Pictures stay out of the copy; restate everything else in the material exactly.

------------------------------------

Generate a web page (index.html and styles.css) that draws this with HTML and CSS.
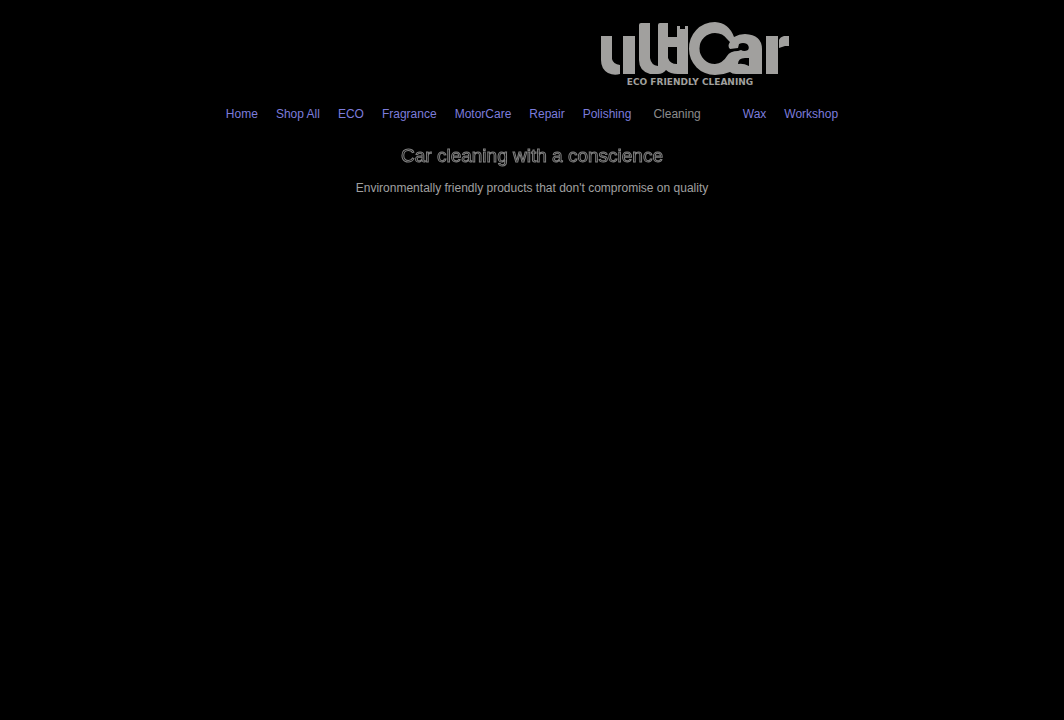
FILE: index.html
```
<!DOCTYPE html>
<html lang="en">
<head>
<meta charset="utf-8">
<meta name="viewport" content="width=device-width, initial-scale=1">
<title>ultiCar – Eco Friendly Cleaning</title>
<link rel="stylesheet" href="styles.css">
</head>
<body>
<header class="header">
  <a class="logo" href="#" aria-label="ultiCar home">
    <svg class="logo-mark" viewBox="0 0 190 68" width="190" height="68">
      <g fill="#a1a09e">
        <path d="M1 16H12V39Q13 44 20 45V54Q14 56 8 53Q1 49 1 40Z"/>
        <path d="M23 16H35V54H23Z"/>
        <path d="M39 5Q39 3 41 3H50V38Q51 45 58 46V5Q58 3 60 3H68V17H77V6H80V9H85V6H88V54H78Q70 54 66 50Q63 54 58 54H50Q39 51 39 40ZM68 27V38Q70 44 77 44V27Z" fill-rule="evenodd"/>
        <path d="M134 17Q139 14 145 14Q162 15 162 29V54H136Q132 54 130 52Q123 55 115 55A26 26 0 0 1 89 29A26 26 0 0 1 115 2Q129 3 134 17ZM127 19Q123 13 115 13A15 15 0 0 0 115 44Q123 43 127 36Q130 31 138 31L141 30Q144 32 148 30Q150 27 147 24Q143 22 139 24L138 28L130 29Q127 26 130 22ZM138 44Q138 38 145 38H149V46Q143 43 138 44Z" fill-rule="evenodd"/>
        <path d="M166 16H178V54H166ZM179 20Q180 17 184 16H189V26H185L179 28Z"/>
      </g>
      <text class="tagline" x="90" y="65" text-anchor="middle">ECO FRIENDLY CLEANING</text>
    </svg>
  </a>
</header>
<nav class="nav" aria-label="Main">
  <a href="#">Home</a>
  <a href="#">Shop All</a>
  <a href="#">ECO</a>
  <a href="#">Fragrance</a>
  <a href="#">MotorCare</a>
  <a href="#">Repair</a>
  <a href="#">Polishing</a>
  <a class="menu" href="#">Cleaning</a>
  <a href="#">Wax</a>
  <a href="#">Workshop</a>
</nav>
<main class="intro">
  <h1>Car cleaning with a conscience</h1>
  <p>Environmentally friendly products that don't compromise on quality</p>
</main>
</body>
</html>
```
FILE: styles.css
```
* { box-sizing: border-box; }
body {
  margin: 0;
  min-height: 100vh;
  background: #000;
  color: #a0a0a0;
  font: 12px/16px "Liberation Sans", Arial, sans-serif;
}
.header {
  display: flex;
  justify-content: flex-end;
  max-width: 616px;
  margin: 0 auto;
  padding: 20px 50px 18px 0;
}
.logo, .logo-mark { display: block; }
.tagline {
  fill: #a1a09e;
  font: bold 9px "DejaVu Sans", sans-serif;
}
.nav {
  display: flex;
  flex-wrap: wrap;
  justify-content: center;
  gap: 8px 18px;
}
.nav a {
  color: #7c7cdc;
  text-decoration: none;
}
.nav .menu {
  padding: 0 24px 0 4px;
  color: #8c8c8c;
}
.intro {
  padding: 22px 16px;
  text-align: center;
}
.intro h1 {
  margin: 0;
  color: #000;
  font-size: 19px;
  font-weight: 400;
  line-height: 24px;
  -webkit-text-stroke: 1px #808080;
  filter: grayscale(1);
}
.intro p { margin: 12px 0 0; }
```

------------------------------------

**Response to this exercise:**
Generate a web page (index.html and styles.css) that draws this with HTML and CSS.
FILE: index.html
```
<!DOCTYPE html>
<html lang="en">
<head>
<meta charset="utf-8">
<meta name="viewport" content="width=device-width, initial-scale=1">
<title>ultiCar – Eco Friendly Cleaning</title>
<link rel="stylesheet" href="styles.css">
</head>
<body>
<header class="header">
  <a class="logo" href="#" aria-label="ultiCar home">
    <svg class="logo-mark" viewBox="0 0 190 68" width="190" height="68">
      <g fill="#a1a09e">
        <path d="M1 16H12V39Q13 44 20 45V54Q14 56 8 53Q1 49 1 40Z"/>
        <path d="M23 16H35V54H23Z"/>
        <path d="M39 5Q39 3 41 3H50V38Q51 45 58 46V5Q58 3 60 3H68V17H77V6H80V9H85V6H88V54H78Q70 54 66 50Q63 54 58 54H50Q39 51 39 40ZM68 27V38Q70 44 77 44V27Z" fill-rule="evenodd"/>
        <path d="M134 17Q139 14 145 14Q162 15 162 29V54H136Q132 54 130 52Q123 55 115 55A26 26 0 0 1 89 29A26 26 0 0 1 115 2Q129 3 134 17ZM127 19Q123 13 115 13A15 15 0 0 0 115 44Q123 43 127 36Q130 31 138 31L141 30Q144 32 148 30Q150 27 147 24Q143 22 139 24L138 28L130 29Q127 26 130 22ZM138 44Q138 38 145 38H149V46Q143 43 138 44Z" fill-rule="evenodd"/>
        <path d="M166 16H178V54H166ZM179 20Q180 17 184 16H189V26H185L179 28Z"/>
      </g>
      <text class="tagline" x="90" y="65" text-anchor="middle">ECO FRIENDLY CLEANING</text>
    </svg>
  </a>
</header>
<nav class="nav" aria-label="Main">
  <a href="#">Home</a>
  <a href="#">Shop All</a>
  <a href="#">ECO</a>
  <a href="#">Fragrance</a>
  <a href="#">MotorCare</a>
  <a href="#">Repair</a>
  <a href="#">Polishing</a>
  <a class="menu" href="#">Cleaning</a>
  <a href="#">Wax</a>
  <a href="#">Workshop</a>
</nav>
<main class="intro">
  <h1>Car cleaning with a conscience</h1>
  <p>Environmentally friendly products that don't compromise on quality</p>
</main>
</body>
</html>
```
FILE: styles.css
```
* { box-sizing: border-box; }
body {
  margin: 0;
  min-height: 100vh;
  background: #000;
  color: #a0a0a0;
  font: 12px/16px "Liberation Sans", Arial, sans-serif;
}
.header {
  display: flex;
  justify-content: flex-end;
  max-width: 616px;
  margin: 0 auto;
  padding: 20px 50px 18px 0;
}
.logo, .logo-mark { display: block; }
.tagline {
  fill: #a1a09e;
  font: bold 9px "DejaVu Sans", sans-serif;
}
.nav {
  display: flex;
  flex-wrap: wrap;
  justify-content: center;
  gap: 8px 18px;
}
.nav a {
  color: #7c7cdc;
  text-decoration: none;
}
.nav .menu {
  padding: 0 24px 0 4px;
  color: #8c8c8c;
}
.intro {
  padding: 22px 16px;
  text-align: center;
}
.intro h1 {
  margin: 0;
  color: #000;
  font-size: 19px;
  font-weight: 400;
  line-height: 24px;
  -webkit-text-stroke: 1px #808080;
  filter: grayscale(1);
}
.intro p { margin: 12px 0 0; }
```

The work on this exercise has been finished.